** start **

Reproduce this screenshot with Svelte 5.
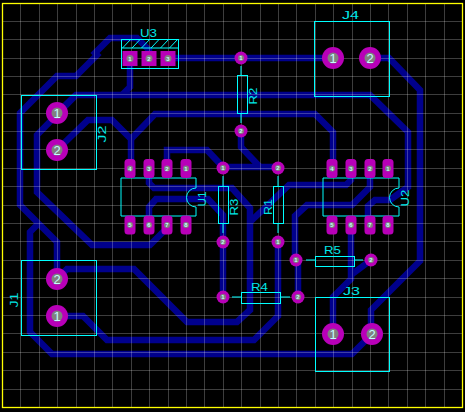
<script>
  const gridX = [];
  const gridY = [];
  for (let k = 0; k < 24; k++) gridX.push(Math.round(20.3 + 18.4 * k) + 0.5);
  for (let k = 0; k < 22; k++) gridY.push(Math.round(20.7 + 18.4 * k) + 0.5);

  const tracks = [
    "149,58 149,50 137,38 110,38 95,53 97,55 76,76 57,76 20,113 20,205 57,242 57,279",
    "57,113 76,95 370,95 408,132 408,187 390,200 375,200 368,206 368,225",
    "130,58 130,87 122,95",
    "76,95 37,135 37,192 92,245 150,245 167,228",
    "57,150 88,120 112,120 131,139 131,168",
    "131,139 155,114 315,114 333,132 333,168",
    "38,224 30,232 30,332 52,354 352,354 372,334",
    "57,279 67,269 134,269 187,322 237,322 250,310 250,208 232,188 154,188 149,183 149,168",
    "149,225 149,207 156,199 208,199 223,215 223,297",
    "57,316 83,316 107,340 254,340 278,316 278,242",
    "168,58 333,58",
    "370,58 389,58 420,90 420,261 371,310 371,334",
    "241,131 241,147 260,167",
    "223,167 278,167",
    "351,168 351,180 346,185 289,185 250,222",
    "298,297 298,260 295,260 295,216 307,205 352,205 370,187 370,168",
    "351,225 351,279 333,297 333,334",
    "351,275 371,260",
    "167,168 167,150 207,150 223,167"
  ];

  const boxes = [
    { x: 21, y: 95, w: 75, h: 74 },
    { x: 21, y: 260, w: 75, h: 75 },
    { x: 314, y: 21, w: 75, h: 75 },
    { x: 315, y: 297, w: 74, h: 74 },
    { x: 121, y: 39, w: 57, h: 29 },
    { x: 237, y: 75, w: 10, h: 38 },
    { x: 218, y: 186, w: 10, h: 37 },
    { x: 273, y: 186, w: 10, h: 37 },
    { x: 315, y: 256, w: 39, h: 10 },
    { x: 241, y: 292, w: 39, h: 11 }
  ];

  const wires = [
    "M121 48H178",
    "M122.5 48L131 39M132 48L140.5 39M141.5 48L150 39M151 48L159.5 39M160.500 48L169 39M169.500 48L178 39",
    "M241 66V75M241 113V123",
    "M223 176V186M223 223V233",
    "M278 176V186M278 223V233",
    "M306 260H315M354 260H363",
    "M232 297H241M280 297H290",
    "M196 188V178H121V216H196V207A9.5 9.500 0 0 1 196 188",
    "M399 188V178H323V216H399V207A9.5 9.500 0 0 1 399 188"
  ];

  const labels = [
    { t: "U3", x: 148.5, y: 33, w: 17 },
    { t: "J4", x: 350.5, y: 15, w: 17 },
    { t: "J3", x: 351.5, y: 291, w: 17 },
    { t: "R5", x: 332.5, y: 250, w: 17 },
    { t: "R4", x: 259.5, y: 287, w: 17 },
    { t: "J2", x: 102, y: 134, w: 17, rot: true },
    { t: "J1", x: 14, y: 300, w: 15, rot: true },
    { t: "R2", x: 253, y: 96, w: 17, rot: true },
    { t: "R3", x: 234, y: 207, w: 17, rot: true },
    { t: "R1", x: 268, y: 207, w: 16, rot: true },
    { t: "U1", x: 202, y: 199, w: 15, rot: true },
    { t: "U2", x: 405, y: 198, w: 17, rot: true }
  ];

  const bigPads = [
    { x: 57, y: 113, n: 1 }, { x: 57, y: 150, n: 2 },
    { x: 57, y: 316, n: 1 }, { x: 57, y: 279, n: 2 },
    { x: 333, y: 58, n: 1 }, { x: 370, y: 58, n: 2 },
    { x: 333, y: 334, n: 1 }, { x: 372, y: 334, n: 2 }
  ];

  const vias = [
    { x: 241, y: 58, n: 1 }, { x: 241, y: 131, n: 2 },
    { x: 223, y: 168, n: 1 }, { x: 223, y: 242, n: 2 },
    { x: 278, y: 168, n: 2 }, { x: 278, y: 242, n: 1 },
    { x: 296, y: 260, n: 1 }, { x: 371, y: 260, n: 2 },
    { x: 223, y: 297, n: 1 }, { x: 298, y: 297, n: 2 }
  ];

  const headerPads = [
    { x: 130, n: 1 }, { x: 149, n: 2 }, { x: 168, n: 3 }
  ];

  // dip pins, top row counts down from 4, bottom row up from 5
  const dipPads = [];
  for (const xs of [[130, 149, 167, 186], [332, 351, 370, 388]]) {
    xs.forEach((x, i) => {
      dipPads.push({ x, y: 168.5, n: 4 - i });
      dipPads.push({ x, y: 225, n: 5 + i });
    });
  }
</script>

<style>
  :global(body) {
    margin: 0;
    background: #000;
  }

  .board {
    display: block;
    width: 465px;
    height: 412px;
    background: #000;
  }

  .track {
    fill: none;
    stroke: #00008c;
    stroke-width: 6.5;
  }

  .grid {
    stroke: rgba(255, 255, 255, 0.24);
    stroke-width: 1;
  }

  .edge {
    fill: none;
    stroke: #ffff00;
    stroke-width: 1.3;
  }

  .outline {
    fill: none;
    stroke: #00ffff;
    stroke-width: 1;
  }

  .label {
    fill: #00e8e8;
    font-family: "Liberation Sans", sans-serif;
    font-size: 10.5px;
    text-anchor: middle;
  }

  .pad {
    fill: #b800b8;
  }

  .hole {
    fill: #808080;
  }

  .num {
    fill: #c4ffff;
    font-family: "Liberation Sans", sans-serif;
    font-weight: bold;
    text-anchor: middle;
  }

  .num-big {
    font-size: 13px;
    font-weight: normal;
  }

  .num-small {
    font-size: 6px;
  }
</style>

<svg class="board" viewBox="0 0 465 412">
  {#each tracks as points}
    <polyline class="track" {points} />
  {/each}

  {#each gridX as x}
    <line class="grid" x1={x} y1="4" x2={x} y2="407" />
  {/each}
  {#each gridY as y}
    <line class="grid" x1="3" y1={y} x2="462" y2={y} />
  {/each}

  <rect class="edge" x="2.500" y="3.500" width="460" height="404" />

  {#each boxes as b}
    <rect class="outline" x={b.x + 0.5} y={b.y + 0.5} width={b.w} height={b.h} />
  {/each}
  {#each wires as d}
    <path class="outline" {d} />
  {/each}

  {#each labels as l}
    <text
      class="label"
      x={l.x}
      y={l.y + 3.8}
      textLength={l.w}
      lengthAdjust="spacingAndGlyphs"
      transform={l.rot ? `rotate(-90 ${l.x} ${l.y})` : undefined}>{l.t}</text>
  {/each}

  {#each bigPads as p}
    <circle class="pad" cx={p.x} cy={p.y} r="11" />
    <circle class="hole" cx={p.x} cy={p.y} r="5.500" />
    <text class="num num-big" x={p.x} y={p.y + 4.500}>{p.n}</text>
  {/each}

  {#each vias as p}
    <circle class="pad" cx={p.x} cy={p.y} r="6.500" />
    <circle class="hole" cx={p.x} cy={p.y} r="3" />
    <text class="num num-small" x={p.x} y={p.y + 2.200}>{p.n}</text>
  {/each}

  {#each headerPads as p}
    <rect class="pad" x={p.x - 7.500} y="51" width="15" height="15" />
    <circle class="hole" cx={p.x} cy="58.500" r="3.500" />
    <text class="num num-small" x={p.x} y="60.700">{p.n}</text>
  {/each}

  {#each dipPads as p}
    <rect class="pad" x={p.x - 5.500} y={p.y - 9.500} width="11" height="19" rx="3.500" />
    <circle class="hole" cx={p.x} cy={p.y} r="3" />
    <text class="num num-small" x={p.x} y={p.y + 2.200}>{p.n}</text>
  {/each}
</svg>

** end **

**Exercise instructions**. Please quote the lines of the material, beginning with the first and ending with the one that contains "for (let k = 0; k < 22;", exactly as written and without any pictures.

**Exercise result**.
Reproduce this screenshot with Svelte 5.
<script>
  const gridX = [];
  const gridY = [];
  for (let k = 0; k < 24; k++) gridX.push(Math.round(20.3 + 18.4 * k) + 0.5);
  for (let k = 0; k < 22; k++) gridY.push(Math.round(20.7 + 18.4 * k) + 0.5);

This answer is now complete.